The adaptive reuse of the Roundhouse is the latest step forward for Hazelwood Green.

By John Caulfield, Senior Editor | December 17, 2020
The Roundhouse, a 19th-century train engine repair building, is being transformed into an innovation center.

The Roundhouse, which was once used to stabilize train engines for repair, is being transformed into an innovation center for new businesses. Images: GBBN

A progress report on Hazelwood Green, the 178-acre redevelopment project in Pittsburgh, finds its current stage focusing on exterior amenities.

The redevelopment team led by Almono LP—an investment partnership of the Richard King Mellon Foundation, the Heinz Endowments, and the Benedum Foundation—has designed, funded, and completed a two-acre Plaza north of Mill 19, the quarter-mile-long skeleton of a former steel mill that sits on 12.6 acres of Hazelwood Green’s riverfront acres and, in its post-industrial reincarnation, offers 264,000 sf of rentable space to 21st-Century oriented manufacturing and automation tenants.

The plaza will serve as the civic heart of Hazelwood Green. It includes gardens, lawns, trees, and native vegetation, as well as a solar canopy, a tiered water feature, and hardscape surfaces for events and other uses. (Almono has engaged a team led by the urban planning firm Street Plans to devise and execute the plaza’s programming.)

Almono is also working with the Pittsburgh Parks Conservancy on placing a tree nursery on-site. That nursery would include tree species that mitigate air pollution, and a meadow with seating options.

In concert with agencies that include the Pennsylvania Environmental Council, Almono is working on a master plan to improve accessibility to a 1.2-mile stretch along the riverfront. Also in the works are several mobility initiatives that include coordination with Pittsburgh’s Office of Public Art to engage local designers and fabricators to add eight bus shelters to the site. (RFP responses are due next month, with the goal of installing the shelters later next year.)

Almono and the city want to add curbside charging stations for electric vehicles, and Almono has entered into an agreement with Healthy Ride to install a bikeshare station at the plaza by next spring.


The remade Roundhouse will feature ample collaborative spaces.

The Roundhouse's interior will have ample collaborative spaces for entrepreneurs.


The Hazelwood Green redevelopment is also proceeding with the adaptive reuse of existing buildings on-site. This spring should see the completion of the reconstruction of the Roundhouse, which dates back to the late 1880s, and once was used to stabilize train engines for servicing. This building is getting a $12.5 million rehabilitation and will re-emerge as the 26,000-sf home to an innovation center for OneValley, a global entrepreneurship platform formerly known as GSVlabs.
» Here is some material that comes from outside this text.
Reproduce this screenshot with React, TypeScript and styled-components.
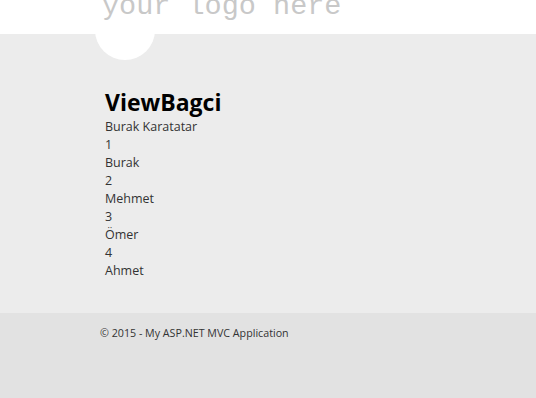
import styled, { createGlobalStyle } from 'styled-components';

const GlobalStyle = createGlobalStyle`
  html, body {
    margin: 0;
    padding: 0;
    background: #e2e2e2;
  }
  body {
    font-family: "Open Sans", "Noto Sans", sans-serif;
    color: #333;
  }
`;

const people = [
  { id: 1, name: 'Burak' },
  { id: 2, name: 'Mehmet' },
  { id: 3, name: 'Ömer' },
  { id: 4, name: 'Ahmet' },
];

export default function App() {
  return (
    <>
      <GlobalStyle />
      <Page>
        <Header>
          <Logo>your logo here</Logo>
        </Header>
        <Body>
          <Circle />
          <Title>ViewBagci</Title>
          <Line>Burak Karatatar</Line>
          {people.map((p) => (
            <div key={p.id}>
              <Line>{p.id}</Line>
              <Line>{p.name}</Line>
            </div>
          ))}
        </Body>
        <Footer>
          <FooterText>© 2015 - My ASP.NET MVC Application</FooterText>
        </Footer>
      </Page>
    </>
  );
}

const Page = styled.div`
  width: 536px;
  height: 398px;
  display: flex;
  flex-direction: column;
  overflow: hidden;
`;

const Header = styled.header`
  height: 34px;
  background: #fff;
  overflow: hidden;
  padding-left: 102px;
  position: relative;
  z-index: 1;
`;

const Logo = styled.div`
  font-family: "Liberation Mono", "DejaVu Sans Mono", monospace;
  font-size: 28.5px;
  color: #c8c8c8;
  line-height: 28px;
  margin-top: -7px;
  white-space: nowrap;
`;

const Body = styled.main`
  position: relative;
  background: #ececec;
  padding: 55px 0 33px 105px;
`;

const Circle = styled.div`
  position: absolute;
  left: 95px;
  top: -34px;
  width: 60px;
  height: 60px;
  border-radius: 50%;
  background: #fff;
`;

const Title = styled.h2`
  margin: 0 0 3px;
  font-size: 23px;
  line-height: 26px;
  font-weight: 700;
  color: #000;
`;

const Line = styled.div`
  font-size: 12.5px;
  line-height: 18px;
  color: #333;
`;

const Footer = styled.footer`
  flex: 1;
  background: #e2e2e2;
  padding: 12px 0 0 100px;
`;

const FooterText = styled.p`
  margin: 0;
  font-size: 10.7px;
  line-height: 16px;
  color: #333;
`;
“The Roundhouse communicates its industrial origins, and when you are in the space, you recognize that it carries with it the memory and residue of over 100 years of 20th-Century activity and life,” says Anne Chen, principal with GBBN, this project’s architect and interior designer. “The design vision for this remarkable building has focused on connecting to its important role in Pittsburgh history while repositioning the space to usher in a new future of community enrichment, technology, manufacturing and entrepreneurialism.”

Other firms on the Roundhouse project team include WBCM (SE), Buro Happold (MEP), LaQuatra Bonco (landscape architect), KU Resources (CE), evolveRA (LEED management), PJ Dick (CM), and Grand View Development (owner’s rep). U3 Advisors, the development advisor for Hazelwood Green, has also been involved in the Roundhouse remake.

The Roundhouse’s original turntable surface is being repurposed to function as an outdoor relaxation space with wheeled seating on the rails. The building’s original bridge crane was recently rehung in the space. Overhead engine bay doors are being replaced with a glass curtainwall system to bring natural light into the building.


Local small manufacturers and artisans, working with the custom fabricator Monmade, have been engaged to design elements of the Roundhouse that include signage, interior lighting, wall tile, custom benches, and sliding doors.

Almono is seeking LEED Gold certification for the Roundhouse, whose stormwater management includes the use of bioswales and a large rain garden to keep and filter water on site.

Over the next two decades, Hazelwood Green’s redevelopment plan calls for 31 acres of open public space, 3,500 housing units, and 4.4 million sf of commercial building space.